Step Numba One: Brainstorming. What belongs in an activity book? What is your theme? Will it be black and white, and thereby a coloring book, or will collages from magazine clippings be more your groove? How many pages? How will you bind it all together?
Sketches of ideas for the layout are important; start doodling to get an idea of the magnitude of the project. Also, a key factor to consider is time: How much of it you have and how much of it you are willing to invest. If you are like me, and find timeliness to be a restriction inflicted upon you by the bourgeoisie and being perpetually tardy is your god given right, then this will not be an issue. It will also not be an issue if you have understanding friends who do not mind getting their birthday present in February. When they blew out the candles in November. Heh. Yeah, sorry about that Amy.
Step Numba Two: Materials. Now that you have a general idea of what you want to do, you need to decide how you want to do it. Will typing paper work, or would heavy-duty drawing paper better fit your needs? How much paper will you need? Will you be drawing everything, or will you be cutting and pasting? If the latter, may I suggest rubber cement for all your gluing/sniffing needs. While Elmer’s glue certainly does the trick, it also leaves unsightly tracks. Go for the cement. Plus, when you get bored, you can roll up little cement boogers and flick them at the waitress as she walks by. If you were doing this in, say, a restaurant while on a lunch break at a seminar. Which I do not suggest. No. No, I can’t suggest that.
Do a mental check of things you might need: Pens, glitter glue, pencils, stencils, sanity. Make sure you have all the necessary items before launching the campaign. Trust me, once you start, it is imperative that you not stop. Or you might just find out that this cute little project is still not done months later. Just, you know, some friendly advice.
Step Numba Three: Okay, you have the ideas. You have the materials.
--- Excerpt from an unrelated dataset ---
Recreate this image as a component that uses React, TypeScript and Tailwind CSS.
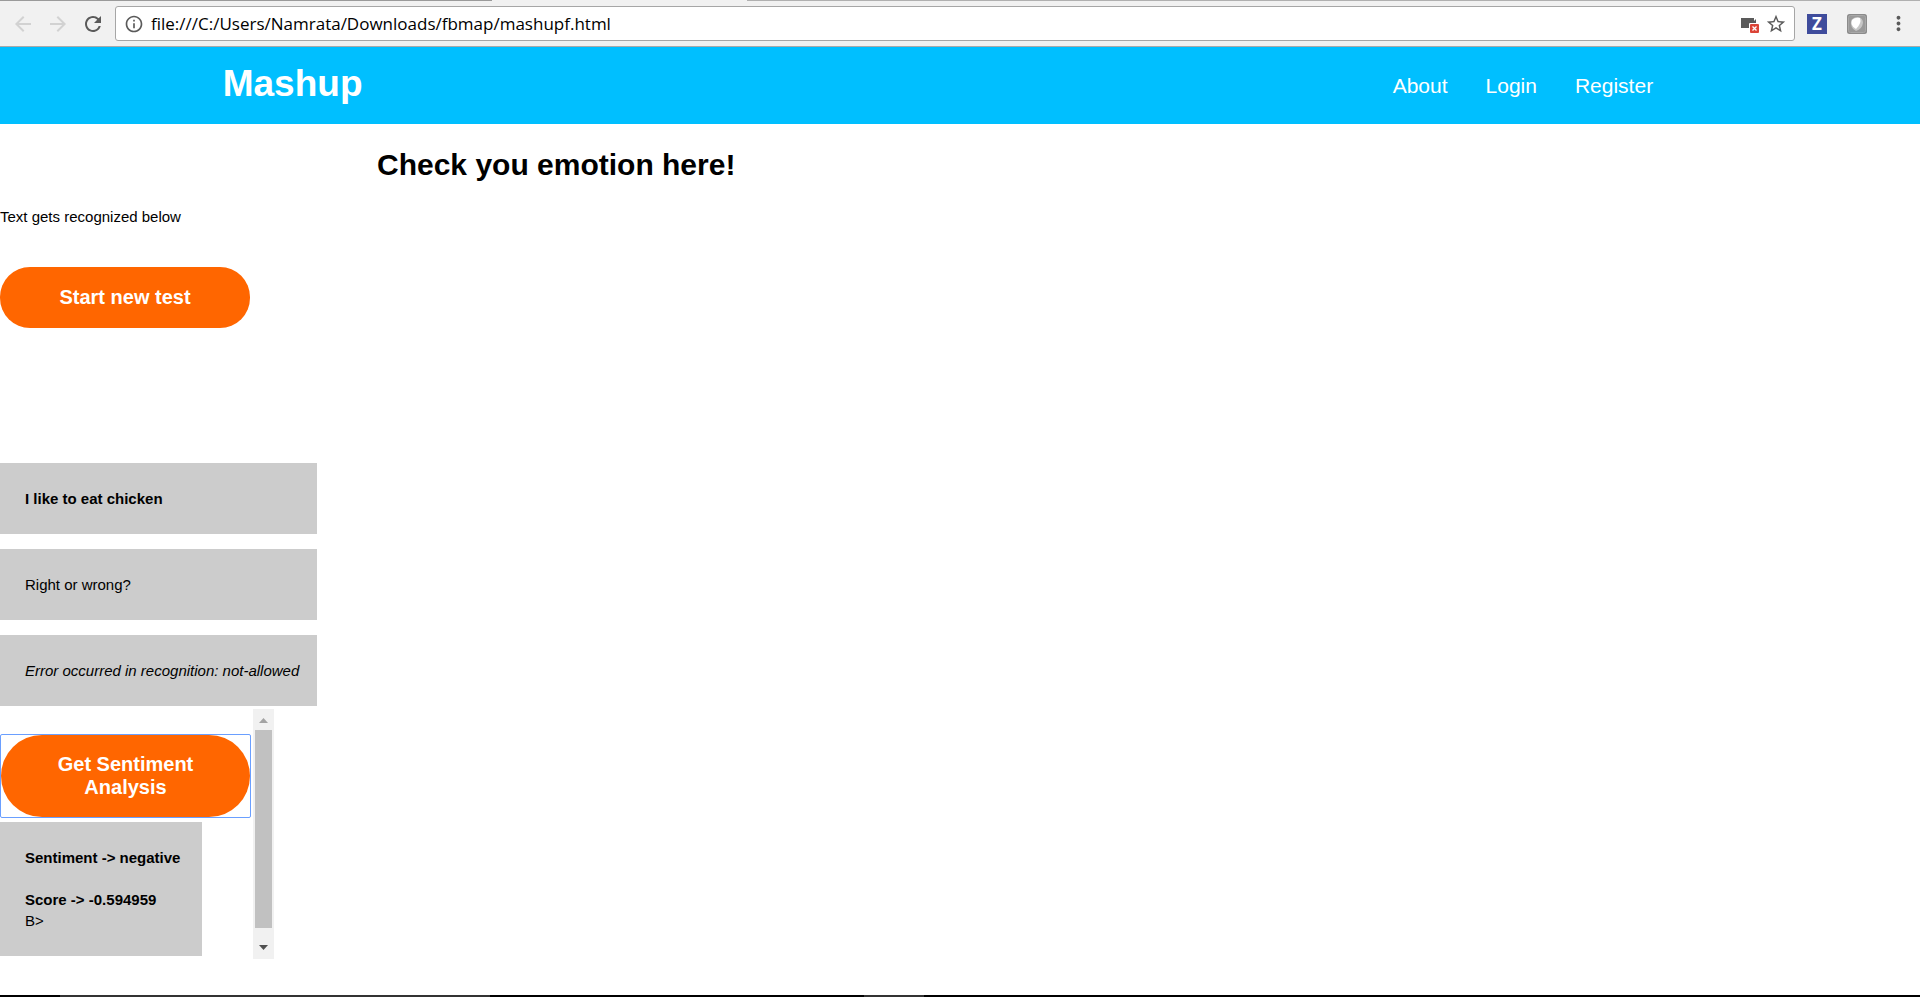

Now comes the difficult part: Seeing your wonderful, unique ideas become reality. Because, as we have often found out, reality does not often bend to the wonders that are our minds. Play with it. Have fun with it. And, if you get stuck, you know who to turn to. We’re here for you, really. And we only mock a little.
THE MAKING OF AN ACTIVITY BOOK, the Hero’s Journey
To assist you in your first endeavor into the world of dot-to-dots and paper dolls, we detail here the making of the Roswell Activity Book – which, come to think of it, didn’t have dot-to-dots or paper dolls…eh, that’s inconsequential. If you need advice on paper dolls or dot-to-dots, drop us a line. But can I give you a bit of sanity-saving advice?
Skip the paper dolls. They’re a total pain in the ass. Trust me, I do these things so you don’t have to.
Okay, brainstorming…what belongs…what belongs…After much debate and research (read: Sitting in the children’s section of the book store, thumbing through coloring books), it was decided that a proper activity book based on a whacked-out TV show should include at least one of each of the following: mazes, crossword puzzles, word searches, color-in-the-squares-with-the-dot thingys, find-this-in-the-picture things, decryption, games, pictures to color in, and lots and lots of inside jokes mocking said show.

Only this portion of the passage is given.